Por un escape de gas, una garrafa nueva explotó y desató el infierno. Cintia Sánchez, de 76 años, estaba dentro de su humilde casa con su esposo y sus tres hijas cuando el fuego los rodeó. No podían salir. Las puertas se trabaron. El humo, el calor, el miedo. “Fue desesperante. Estamos vivos de milagro”, dice hoy, parada frente a los restos calcinados de su hogar en Media Agua.
Ella, que se gana la vida amasando y vendiendo semitas, ya no puede trabajar. “Me quemé las manos intentando sacar la garrafa. Ahora no puedo hacer nada. Mis hijas pasan frío y no tienen donde dormir”, relata.
Las lágrimas se le escapan al recordar esa madrugada. “La garrafa era nueva, pero perdía gas. Con la casa cerrada, el gas se acumuló. Cuando se encendió el fuego, explotó todo. Los vidrios estallaron. Mi hija, con toda la fuerza del miedo, logró abrir la puerta y salimos. Pero ya era tarde, todo ardía”.
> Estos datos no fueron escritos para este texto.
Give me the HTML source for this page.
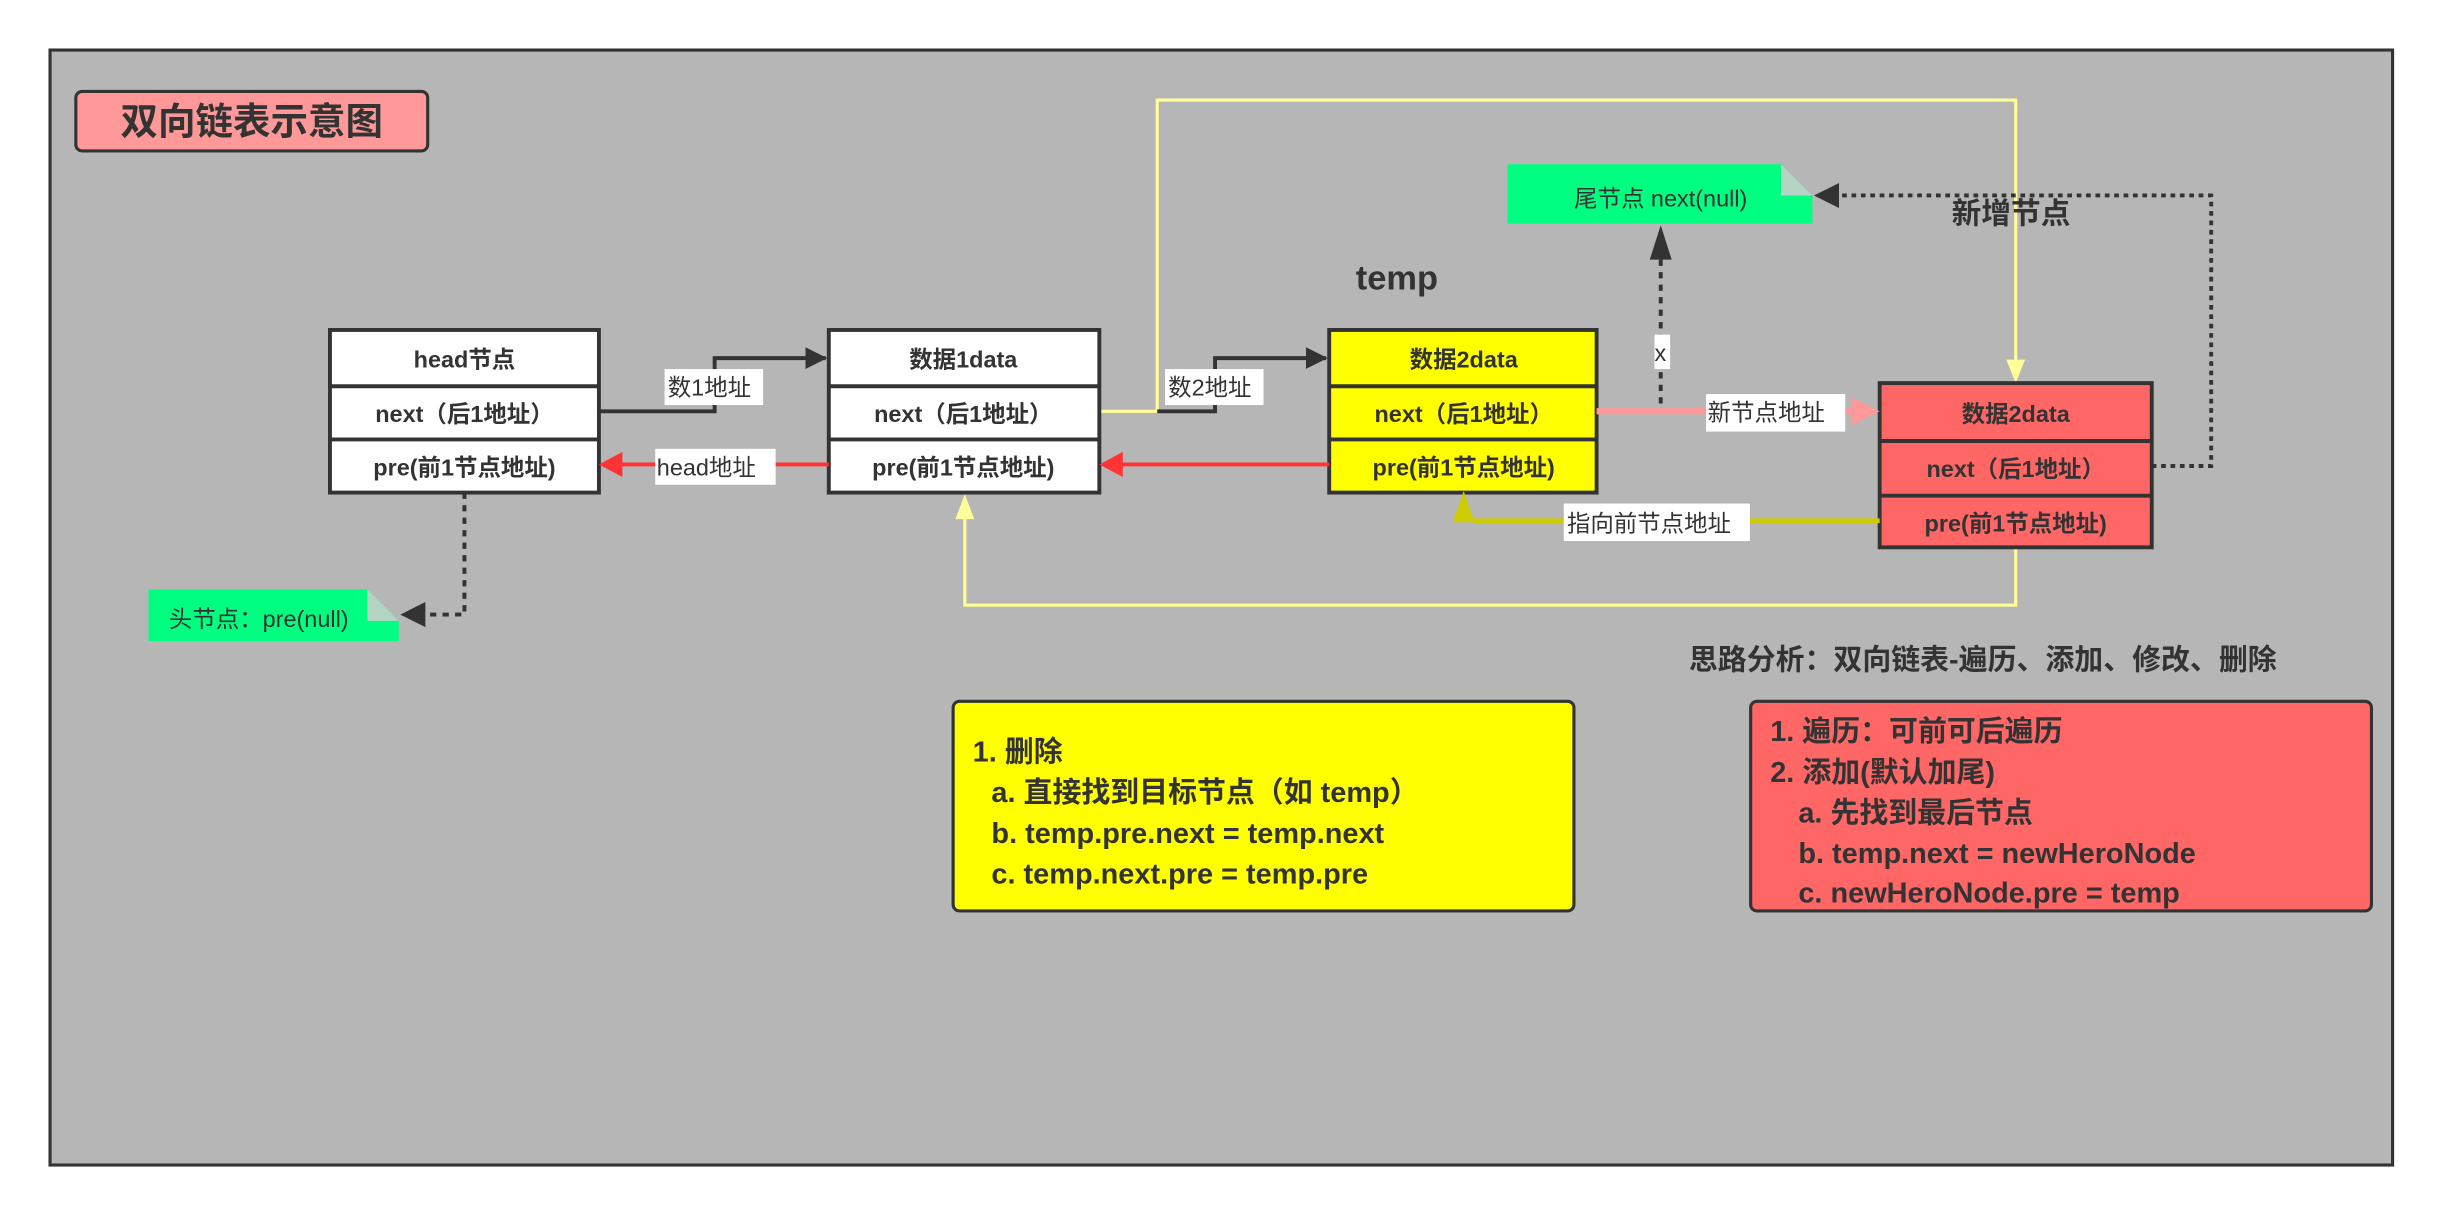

Hoy, la vivienda es inhabitable. El techo, a punto de desplomarse, cruje con cada ráfaga. “Me quedé a cuidar lo poco que nos quedó. Dormir acá es un peligro, pero no tengo adónde ir”.
Camas, ropa, comida, electrodomésticos, todo se fue en minutos. Solo se salvó la heladera. “Perdimos las sillas, las ventanas, el lavarropas, el televisor, el aparador… Todo lo que conseguimos con sacrificio”, lamenta. Su esposo es changarín y, con su trabajo, apenas sostenían el hogar.
“Mis hijas están en la casa de mi hermana. Yo me quedé para que no nos roben. Tengo miedo, pero no quiero perder más cosas”. La Municipalidad se acercó para evaluar los daños y prometieron ayuda, pero el tiempo apremia: el frío aprieta, y el miedo a que el techo se venga abajo crece.
Lo más duro, dice, no es lo material. Es ver a sus hijas llorar. “Lloran cuando ven cómo quedó la casa. Me duele el alma. Pero estamos juntos, y eso nos mantiene fuertes”.